Sharing Llama-3-8B-Web, an action model designed for browsing the web by following instructions and talking to the user, and WebLlama, a new project for pushing development in Llama-based agents

Hello LocalLLaMA! I wanted to share my new project, WebLlama, with you. With the project, I am also releasing Llama-3-8B-Web, a strong action model for building web agents that can follow instructions, but also talk to you.

GitHub Repository: https://github.com/McGill-NLP/webllama
Model on Huggingface: https://huggingface.co/McGill-NLP/Llama-3-8B-Web

An adorable mascot for our project!

Both the readme and the huggingface model goes over all the motivation, training process, and how to use the model for inference. Note that one still needs a platform for executing an agent's action (e.g. Playwright or BrowserGym) and a ranker model for selecting relevant elements from the HTML page. However, a lot of that is display on the training script which is explained in the modeling readme, so I wont' go in detail here.

Instead, here's summary from the repository:

WebLlama: The goal of our project is to build effective human-centric agents for browsing the web. We don't want to replace users, but equip them with powerful assistants.

Modeling: We are build on top of cutting edge libraries for training Llama agents on web navigation tasks. We will provide training scripts, optimized configs, and instructions for training cutting-edge Llamas.

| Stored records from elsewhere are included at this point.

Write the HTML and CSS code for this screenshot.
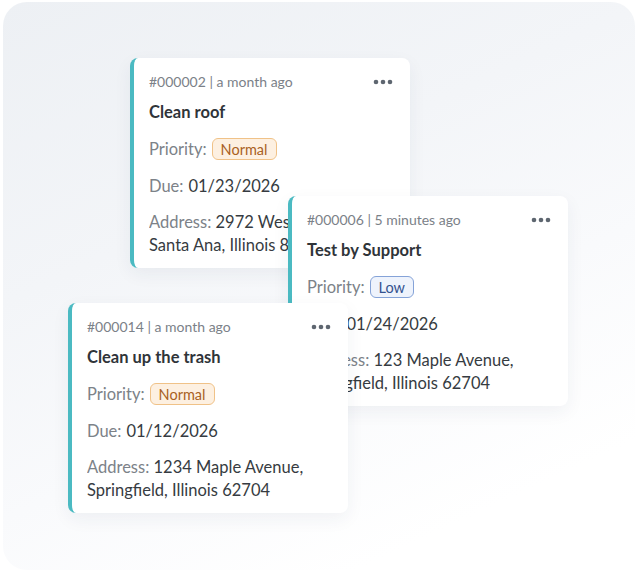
FILE: index.html
```html
<!DOCTYPE html>
<html lang="en">
<head>
<meta charset="utf-8">
<title>Tasks</title>
<link rel="stylesheet" href="styles.css">
</head>
<body>
<div class="canvas">
  <div class="card card-a">
    <div class="meta-row">
      <span class="meta">#000002 | a month ago</span>
      <svg class="dots" width="20" height="6" viewBox="0 0 20 6"><circle cx="3" cy="3" r="2.3"/><circle cx="10" cy="3" r="2.3"/><circle cx="17" cy="3" r="2.3"/></svg>
    </div>
    <div class="title">Clean roof</div>
    <div class="row"><span class="label">Priority:</span><span class="badge normal">Normal</span></div>
    <div class="row"><span class="label">Due:</span><span class="value">01/23/2026</span></div>
    <div class="addr"><span class="label">Address:</span> <span class="value">2972 Westheimer Rd.<br>Santa Ana, Illinois 85486</span></div>
  </div>
  <div class="card card-b">
    <div class="meta-row">
      <span class="meta">#000006 | 5 minutes ago</span>
      <svg class="dots" width="20" height="6" viewBox="0 0 20 6"><circle cx="3" cy="3" r="2.3"/><circle cx="10" cy="3" r="2.3"/><circle cx="17" cy="3" r="2.3"/></svg>
    </div>
    <div class="title">Test by Support</div>
    <div class="row"><span class="label">Priority:</span><span class="badge low">Low</span></div>
    <div class="row"><span class="label">Due:</span><span class="value">01/24/2026</span></div>
    <div class="addr"><span class="label">Address:</span> <span class="value">123 Maple Avenue,<br>Springfield, Illinois 62704</span></div>
  </div>
  <div class="card card-c">
    <div class="meta-row">
      <span class="meta">#000014 | a month ago</span>
      <svg class="dots" width="20" height="6" viewBox="0 0 20 6"><circle cx="3" cy="3" r="2.3"/><circle cx="10" cy="3" r="2.3"/><circle cx="17" cy="3" r="2.3"/></svg>
    </div>
    <div class="title">Clean up the trash</div>
    <div class="row"><span class="label">Priority:</span><span class="badge normal">Normal</span></div>
    <div class="row"><span class="label">Due:</span><span class="value">01/12/2026</span></div>
    <div class="addr"><span class="label">Address:</span> <span class="value">1234 Maple Avenue,<br>Springfield, Illinois 62704</span></div>
  </div>
</div>
</body>
</html>
```
FILE: styles.css
```css
html, body {
  margin: 0;
  padding: 0;
  background: #ffffff;
}
body {
  font-family: Lato, "Noto Sans", sans-serif;
  padding: 2px 2px 3px 3px;
}
.canvas {
  position: relative;
  width: 632px;
  height: 568px;
  border-radius: 24px;
  background: linear-gradient(155deg, #edf0f4 0%, #f3f5f8 35%, #f9fafc 60%, #ffffff 85%);
  overflow: hidden;
}
.card {
  position: absolute;
  width: 280px;
  height: 210px;
  box-sizing: border-box;
  background: #ffffff;
  border-left: 4px solid #4bbac2;
  border-radius: 8px;
  box-shadow: 0 6px 18px rgba(40, 55, 80, 0.06);
  padding: 14px 17px 0 15px;
  display: flex;
  flex-direction: column;
  color: #363b41;
}
.card-a { left: 127px; top: 56px; }
.card-b { left: 285px; top: 194px; }
.card-c { left: 65px; top: 301px; }
.meta-row {
  display: flex;
  align-items: center;
  justify-content: space-between;
  height: 20px;
}
.meta {
  font-size: 14px;
  color: #7b8188;
  line-height: 20px;
}
.dots { fill: #5e6670; }
.title {
  margin-top: 9px;
  font-size: 16.5px;
  font-weight: 700;
  line-height: 22px;
  color: #2f3439;
}
.row {
  display: flex;
  align-items: center;
  gap: 5px;
  height: 24px;
  font-size: 16.5px;
  margin-top: 13px;
}
.row:nth-of-type(3) { margin-top: 14px; }
.label { color: #7c8288; }
.value { color: #363b41; }
.addr {
  margin-top: 13px;
  font-size: 16.5px;
  line-height: 23px;
  white-space: nowrap;
  overflow: hidden;
}
.badge {
  display: inline-flex;
  align-items: center;
  height: 22px;
  box-sizing: border-box;
  padding: 0 8px;
  border-radius: 6px;
  font-size: 14.5px;
}
.badge.normal {
  background: #fdf0e1;
  border: 1px solid #f0c288;
  color: #a9601f;
}
.badge.low {
  background: #eef3fc;
  border: 1px solid #85a3d8;
  color: #34528f;
}
```
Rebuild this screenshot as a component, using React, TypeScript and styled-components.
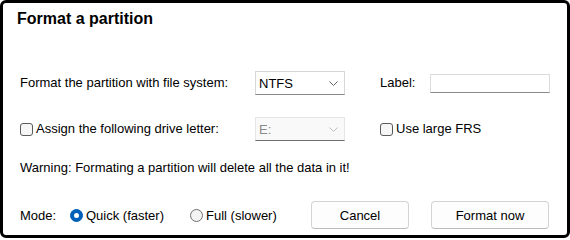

Evaluation: Benchmarks for testing Llama models on real-world web browsing. This include human-centric browsing through dialogue (WebLINX), and we will soon add more benchmarks for automatic web navigation (e.g. Mind2Web).

Data: Our first model is finetuned on over 24K instances of web interactions, including click, textinput, submit, and dialogue acts. We want to continuously curate, compile and release datasets for training better agents.

Deployment: We want to make it easy to integrate Llama models with existing deployment platforms, including Playwright, Selenium, and BrowserGym. We are currently focusing on making this a reality.

One thing that's quite interesting is how well the model performs against zero-shot GPT-4V (with screenshot added since it supports vision) and other finetuned models (GPT-3.5 using the API, MindAct was trained on Mind2Web, and is finetuned on weblinx too). Here's the result

The overall score is a combination of IoU (for actions that target an element) and F1 (for text/URL). 29% here intuitively tells us how well a model would perform in the real world, obviously 100% is not needed to get a good agent, but an agent getting 100% would definitely be great!

I thought this would be a great place to share and discuss this new project, since there's so much great discussions happening for Llama training/inference, for example RoPE scaling was invented in this very subreddit!

Also, I think WebLlama's potential will be pretty big for local use, since it's probably much better to perform tasks using a locally hosted model that you can easily audit, vs an agent offered by a company, which would be expensive to run, has higher latency, and might not be as secure/private since it has access to your entire browsing history.

Happy to answer questions in the replies!